8. Strengthen Monitoring of Vulnerable Groups Across the Trust
Certain pupils require enhanced oversight through autumn–winter:
- Children with language disorder
- Pupils with autism who struggle with unpredictability
- Learners with SEMH linked to communication difficulties
- Looked after children
- Newly arrived pupils with unknown language profiles
A Trust-level monitoring system ensures early escalation and reduces crisis management later.

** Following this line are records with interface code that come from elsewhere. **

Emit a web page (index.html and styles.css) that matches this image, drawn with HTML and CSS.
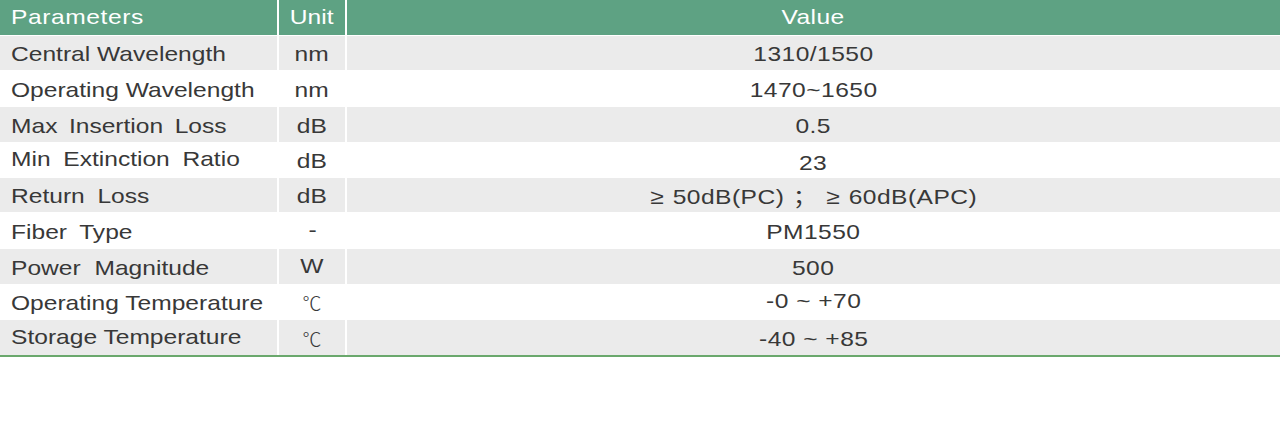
FILE: index.html
```html
<!DOCTYPE html>
<html lang="en">
<head>
<meta charset="utf-8">
<title>Parameters</title>
<link rel="stylesheet" href="styles.css">
</head>
<body>
<div class="spec">
  <div class="cell head left"><span class="t hd ls">Parameters</span></div>
  <div class="cell head"><span class="t hd">Unit</span></div>
  <div class="cell head val"><span class="t hd">Value</span></div>

  <div class="cell grey left"><span class="t">Central Wavelength</span></div>
  <div class="cell grey"><span class="t">nm</span></div>
  <div class="cell grey val"><span class="t">1310/1550</span></div>

  <div class="cell left"><span class="t">Operating Wavelength</span></div>
  <div class="cell"><span class="t">nm</span></div>
  <div class="cell val"><span class="t">1470~1650</span></div>

  <div class="cell grey left"><span class="t ws4">Max Insertion Loss</span></div>
  <div class="cell grey"><span class="t">dB</span></div>
  <div class="cell grey val"><span class="t">0.5</span></div>

  <div class="cell left up"><span class="t ws5">Min Extinction Ratio</span></div>
  <div class="cell"><span class="t">dB</span></div>
  <div class="cell down val"><span class="t">23</span></div>

  <div class="cell grey left"><span class="t ws5">Return Loss</span></div>
  <div class="cell grey"><span class="t">dB</span></div>
  <div class="cell grey val"><span class="t ws1">≥ 50dB(PC) <span class="fw">；</span> ≥ 60dB(APC)</span></div>

  <div class="cell left"><span class="t ws5">Fiber Type</span></div>
  <div class="cell up"><span class="t">-</span></div>
  <div class="cell val"><span class="t">PM1550</span></div>

  <div class="cell grey left"><span class="t ws6">Power Magnitude</span></div>
  <div class="cell grey up"><span class="t">W</span></div>
  <div class="cell grey val"><span class="t">500</span></div>

  <div class="cell left"><span class="t">Operating Temperature</span></div>
  <div class="cell"><span class="t deg">℃</span></div>
  <div class="cell up val"><span class="t">-0 ~ +70</span></div>

  <div class="cell grey left up"><span class="t">Storage Temperature</span></div>
  <div class="cell grey"><span class="t deg">℃</span></div>
  <div class="cell grey val"><span class="t">-40 ~ +85</span></div>
</div>
</body>
</html>
```

FILE: styles.css
```css
html, body {
  margin: 0;
  padding: 0;
  background: #ffffff;
}

.spec {
  display: grid;
  grid-template-columns: 277px 66px 1fr;
  grid-template-rows: 35px 34px 35px 35px 34px 34px 35px 35px 34px 35px;
  column-gap: 2px;
  row-gap: 1px;
  width: 1280px;
  border-bottom: 2px solid #6aa86c;
  font-family: "Liberation Sans", Arial, sans-serif;
  font-size: 21px;
  color: #383838;
}

.cell {
  display: flex;
  align-items: center;
  justify-content: center;
  background: #ffffff;
  white-space: nowrap;
  overflow: visible;
}

.cell.left {
  justify-content: flex-start;
  padding-left: 11px;
}

.cell.head {
  background: #5ea283;
  color: #ffffff;
}

.cell.grey {
  background: #ebebeb;
}

.t {
  display: inline-block;
  transform: scaleX(1.17);
  transform-origin: center;
  line-height: 1;
  padding-top: 1px;
}

.val .t {
  letter-spacing: 0.4px;
}

.t.hd {
  padding-top: 0;
  margin-top: -2px;
}

.left .t {
  transform-origin: left center;
}

.ls {
  letter-spacing: 0.5px;
}

.ws1 {
  word-spacing: 1px;
}

.ws4 {
  word-spacing: 4px;
}

.ws5 {
  word-spacing: 5px;
}

.ws6 {
  word-spacing: 6px;
}

.up .t {
  padding-top: 0;
  margin-top: -3px;
}

.down .t {
  padding-top: 4px;
}

.fw {
  font-family: "Noto Sans CJK SC", sans-serif;
}

.deg {
  font-family: "Noto Sans CJK SC", "DejaVu Sans", sans-serif;
  font-weight: 300;
  font-size: 19px;
  transform: none;
}
```
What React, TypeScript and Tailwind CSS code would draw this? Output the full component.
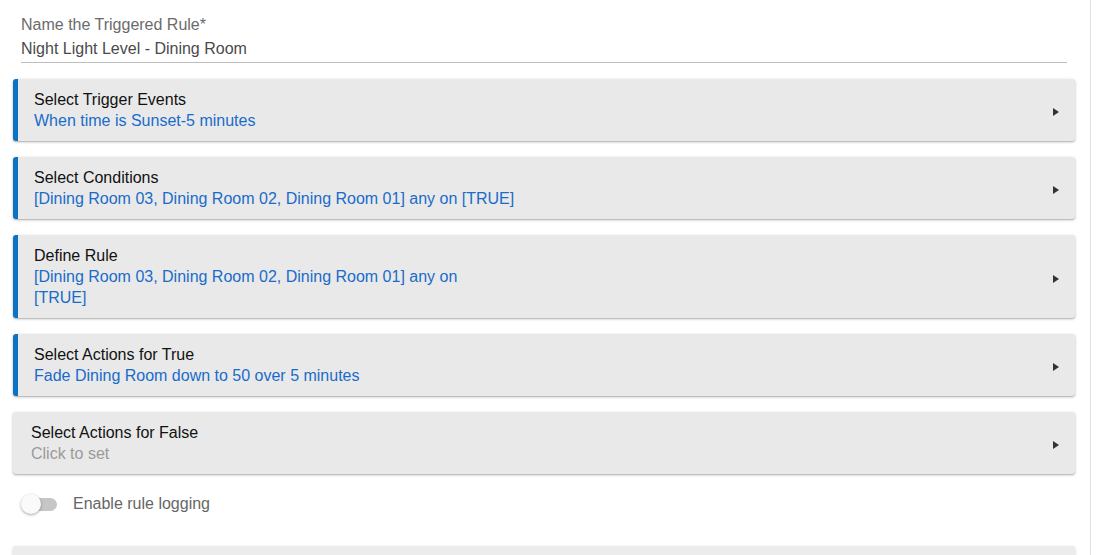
import React from "react";

const Arrow = () => (
  <svg width="8" height="10" viewBox="0 0 8 10" className="mt-[4px] shrink-0">
    <path d="M1 1 L7 5 L1 9 Z" fill="#333" />
  </svg>
);

type CardProps = { title: string; sub: React.ReactNode; active?: boolean };

const Card = ({ title, sub, active = true }: CardProps) => (
  <div
    className={`flex items-center rounded-[3px] bg-[#e9e9e9] shadow-[0_1px_3px_rgba(0,0,0,0.25),0_1px_1px_rgba(0,0,0,0.12)] ${
      active ? "border-l-[5px] border-[#0c73c2] pl-[16px]" : "pl-[18px]"
    } pr-[15px] py-[10px]`}
  >
    <div className="flex-1 text-[16px] leading-[21px]">
      <div className="text-[#111]">{title}</div>
      <div className={active ? "text-[#1a6cc9]" : "text-[#9a9a9a]"}>{sub}</div>
    </div>
    <Arrow />
  </div>
);

export default function App() {
  return (
    <div
      className="flex h-[555px] w-[1097px] overflow-hidden bg-white"
      style={{ fontFamily: '"Liberation Sans", Arial, sans-serif' }}
    >
      <div className="w-[1091px] shrink-0 border-r border-[#e2e2e2] pl-[13px] pr-[15px]">
        <div className="px-[8px] pt-[14px]">
          <div className="text-[16px] leading-[22px] text-[#6b6b6b]">Name the Triggered Rule*</div>
          <div className="border-b border-[#bdbdbd] pb-[3px] pt-[2px] text-[16px] leading-[21px] text-[#4a4a4a]">
            Night Light Level - Dining Room
          </div>
        </div>
        <div className="mt-[16px] flex flex-col gap-[16px]">
          <Card title="Select Trigger Events" sub="When time is Sunset-5 minutes" />
          <Card
            title="Select Conditions"
            sub="[Dining Room 03, Dining Room 02, Dining Room 01] any on [TRUE]"
          />
          <Card
            title="Define Rule"
            sub={
              <>
                [Dining Room 03, Dining Room 02, Dining Room 01] any on
                <br />
                [TRUE]
              </>
            }
          />
          <Card title="Select Actions for True" sub="Fade Dining Room down to 50 over 5 minutes" />
          <Card title="Select Actions for False" sub="Click to set" active={false} />
        </div>
        <div className="mt-[18px] flex items-center pl-[8px]">
          <div className="relative h-[20px] w-[36px]">
            <div className="absolute left-[2px] top-[4px] h-[13px] w-[34px] rounded-full bg-[#c6c6c6]" />
            <div className="absolute left-0 top-0 h-[20px] w-[20px] rounded-full bg-[#fafafa] shadow-[0_1px_3px_rgba(0,0,0,0.35)]" />
          </div>
          <span className="ml-[16px] text-[16px] text-[#666]">Enable rule logging</span>
        </div>
        <div className="mt-[30px] h-[40px] rounded-[3px] bg-[#ececec] shadow-[0_1px_3px_rgba(0,0,0,0.2)]" />
      </div>
      <div className="flex-1 bg-white" />
    </div>
  );
}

9. A Cost Effective MAT Solution: Enrol SENCOs in the ITS Teachers Community
To support consistency, upskill SENCOs and reduce demand on specialist services, MATs may consider enrolling key staff into the ITS Teachers Community; a low cost, high impact professional learning network with direct access to SLT expertise through monthly Q&A sessions and on-demand resources.
This gives MATs:
- Consistent training across all schools
- A scalable alternative to repeated CPD bookings
- Faster, more accurate identification and decision making
- Better quality referrals and reduced workload for Inclusion Leads
Strategic Action List for MAT Leaders this Autumn–Winter
✔ Conduct a Trust-wide SLCN needs audit
✔ Review SLT capacity and address identified gaps
✔ Strengthen identification and referral pathways across all schools
✔ Implement a unified communication friendly environment standard
✔ Ensure consistent seasonal inclusion planning
✔ Tighten governance around EHCPs and provision mapping
✔ Invest in MAT-level CPD and systems that reduce variability
✔ Monitor vulnerable cohorts at Trust level, not just school level
Final Reflection
Autumn–winter is the moment that reveals the strength of a MAT’s SEND systems.
The most effective Trusts take a strategic, preventative, data driven approach, ensuring that capacity, leadership, governance and everyday practice align across all schools.
A strong, coherent SLCN strategy now will protect pupils, reduce pressure on schools and position your MAT for a more stable and successful spring term.